I've wanted to read We need to talk about Kevin for a while now - the subject matter being intriguing enough to overcome my usual hatred of the letter format. (I have been known to skip letters shoehorned into novels - I think they tend to be a clumsy mechanism of conveying information when the author can't be bothered writing decent dialogue). I think it's an excellent book - hooked me in straight away and (the real trick) expertly peeled the layers back so I not only stayed hooked but actually found part of myself liking the lad. The mother's tracking of the years leading up to Thursday showed a real understanding of the undercurrents that exist in families - a subject which fascinates me. (The undercurrents are there in all families to a greater or lesser extent - we might not go around killing our classmates but we all know how to play our nearest and dearest). My only criticism is some of the portrayal of Franklin. He came across pretty 2D and there were moments where it seemed a bit unlikely that he would have actually excused his son's behaviour. Having said that, I liked the Jekyll and Hyde nature of Kevin's character with his parents and the way that fed Franklin's blindness. Oh, good ending too.

And onto The Bone People (by Keri Hulme) which I thoroughly recommend. Set in New Zealand, it's basically the tale of how the life of a reclusive artist (Kerewin Holmes - and I thought I was bad at thinking up character names) is changed when she is adopted by a mute kid (in the way a cat will adopt you). It's a hard book to describe, but it's one of those that stays with you - magical use of language (if a bit trippy in parts (especially the preface)) and utterly addicitive. Emily introduced me, for which I am grateful. I did find it bleak at times - depressing even - and I was, for once, glad of a hopeful ending.

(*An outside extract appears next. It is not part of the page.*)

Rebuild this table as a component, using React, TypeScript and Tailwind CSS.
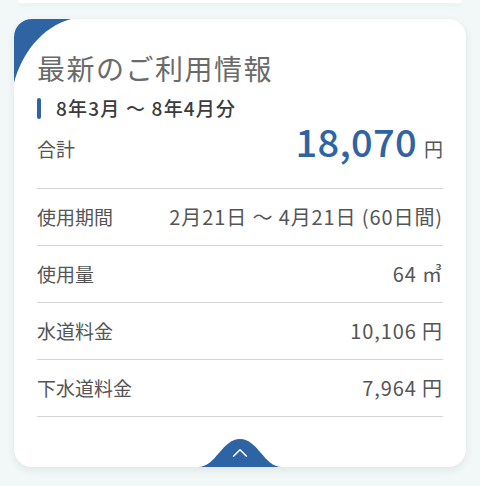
import { ChevronUp } from "lucide-react";

const rows = [
    { label: "使用期間", value: "2月21日 ～ 4月21日 (60日間)" },
    { label: "使用量", value: "64 ㎥" },
    { label: "水道料金", value: "10,106 円" },
    { label: "下水道料金", value: "7,964 円" },
];

export default function App() {
    return (
        <div className="min-h-[486px] w-[480px] bg-[#f2f7f8] overflow-hidden" style={{ fontFamily: '"Noto Sans CJK JP", "Noto Sans", sans-serif' }}>
            {/* bottom of the previous card */}
            <div className="mx-[18px] h-[3px] bg-white rounded-b-xl shadow-[0_2px_6px_rgba(0,0,0,0.06)]"></div>

            <div className="relative mx-[14px] mt-[16px] h-[448px] bg-white rounded-[18px] shadow-[0_3px_10px_rgba(0,0,0,0.08)] overflow-hidden px-[23px] pt-[32px]">
                <svg className="absolute left-0 top-0" width="80" height="80" viewBox="0 0 80 80">
                    <path d="M0 0 H57 C28 8 8 34 0 64 Z" fill="#2e64a4" />
                </svg>

                <p className="h-[34px] leading-[34px] text-[28px] tracking-[1.5px] text-[#6a6a6a]">最新のご利用情報</p>

                <div className="mt-[11px] h-[24px] flex items-center gap-[15px]">
                    <span className="w-[4px] h-[21px] rounded-full bg-[#2e64a4]"></span>
                    <span className="text-[19px] font-medium tracking-[1.2px] text-[#3b3b3b]">8年3月 ～ 8年4月分</span>
                </div>

                <div className="h-[69px] flex items-baseline justify-between pt-[2px] border-b border-[#d4d4d4]">
                    <span className="text-[19px] text-[#555]">合計</span>
                    <span className="flex items-baseline gap-[7px]">
                        <span className="text-[38px] font-medium leading-none tracking-[0.3px] text-[#2e64a4]">18,070</span>
                        <span className="text-[19px] text-[#555]">円</span>
                    </span>
                </div>

                {rows.map((row, index) => (
                    <div key={index} className="h-[57px] flex items-center justify-between border-b border-[#d4d4d4] text-[#555]">
                        <span className="text-[19px]">{row.label}</span>
                        <span className="text-[20px] tracking-[0.9px]">{row.value}</span>
                    </div>
                ))}

                <div className="absolute bottom-0 left-[184px] w-[84px] h-[28px] flex justify-center">
                    <svg className="absolute inset-0" width="84" height="28" viewBox="0 0 84 28">
                        <path d="M0 28 C18 28 24 0 42 0 C60 0 66 28 84 28 Z" fill="#2e64a4" />
                    </svg>
                    <ChevronUp className="relative mt-[1px] text-white" size={26} strokeWidth={1.4} />
                </div>
            </div>
        </div>
    );
}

So whilst I've been a bit slow on the reading front in recent times I have had the pleasure of two wonderful books on the trot.

As for funny books I think there's plenty, but would agree it's a very personal thing. I find myself reaching for Bill Bryson's Notes from a small island when I want a guaranteed laugh, or Dilbert (to remind myself the FSS isn't the only ridiculous company in the world), but the novels are out there too - I've not read P.G. Wodehouse for years, but the Wooster books always used to make me laugh out loud. Must try them again.

Thursday, April 13, 2006

relentlessly awful

I’m writing this before reading Emily and Valerie’s posting, and will answer them later
400 pages of relentless abuse is not my idea of a good read. The subject matter was horrible: child and gender abuse in the context of extreme patriarchal oppression. Ironically, one of its strengths as a book – the really vivid portrayal of the Geisha world – is, one hopes, actually wildly inaccurate and therefore not a strength at all. But on balance, and having read reviews, I think he got it right.

It isn’t Golden’s fault that this is such an abhorrent and obnoxious system which exemplifies, better than anything I’ve ever read, the fundamental feminist belief that patriarchal oppression is good for no-one, certainly not the men in whose name it occurs. Are any of the men frequenting Gion really happy and enjoying their drunken flirting? How awful must the rest of their lives be if this is preferable.

What Golden appears to have achieved is the creation of a believable portrait of a particular time/place/section of society – quite a feat for an American man. But apart from it being a subject I loathe, the fiction is itself:
- Far too long It could easily lose 200 pages.
- Hopeless in introducing the wider historical picture – heavy handed references, in one sentence, to Nagasaki bomb or the Depression jarred. Cf, those who’ve read it, how Homestead integrated the micro story with the macro picture.
- Characters are two-dimensional, from the sainted Chairman to evil Hatsumomo. All good in the story emanates from the Chairman, but why?, why is he different from everyone else (except Sayuri) who is either inherently evil and cruel or made so by their situation. He doesn’t explore why Mother or Pumpkin should become so nasty when Sayuri doesn’t. Nor why Mr Bekku – an innocuous presence in the latter parts – is so mindlessly and causelessly cruel to the 2 girls he escorts to Gion. There is a meaningful story to be explored here.

I’m trying to work out why I can read books about eg slavery and Apartheid, with enjoyment, yet not this. Is it because by documenting Sayuri’s rise and rise, Golden is almost justifying and colluding with the system, even acting as an apologist for it as the beautiful Sayuri gets the Chairman (as his mistress) and even better, gets to live in the US of A. A system that enables all this to happen can’t be all that bad, can it? Well, yes it can. It has no mitigating features and a book about it that suggests it does infuriates me.

I can’t imagine why you’d want to see the film: if it glosses over the child abuse and female oppression, to linger on the beauty and pageantry, then it connives with the crimes against humanity that underlie this. If it dwells on these crimes, that’s a voyerism I don’t need to see.